ABSTRACT

This chapter offers a critical perspective on the dark tourism experience as a generic tourism form. It starts with 12 mini-case scenarios of dark tourism, showcasing its existential variety internationally, and the difficulties of locating the variations within accepted generic tourism criteria, the two main absences being: – homogeneity of product experience, and of a distinctive and identifiable visitor group, committed to “dark experiences.” The chapter revisits the belief that “encounters with death” constitute the core experience, rejecting it as a metaphorical reification, since death is always unknowable absence, not presence. Instead, it is proposed that the encounters at dark tourism sites are, in reality, with embodied remembrance, engineered and manufactured by remembrancers in ways that become the “sights” at memorial sites.
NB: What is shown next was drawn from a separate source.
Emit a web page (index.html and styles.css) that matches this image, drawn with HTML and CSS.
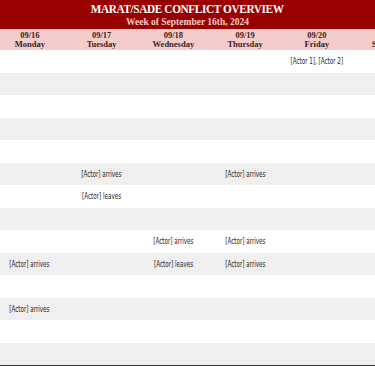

Remembrance, it is argued, is a construct that may be understood and engineered in at least three different ways, one or more of which is always inscribed in dark tourism experience. The revised perspective reveals an undervalued truth about “dark” encounters, which is that they are as much about the living – whether individuals, governments or corporations, who choose, engineer and orchestrate memorial forms – as the dead. The chapter concludes with recent instances showing how remembrance choices, shifts and controversies dynamically affect, and are affected by, dark tourism, making it increasingly part of what is now known as “the politics of commemoration”, a zeitgeist issue of our times.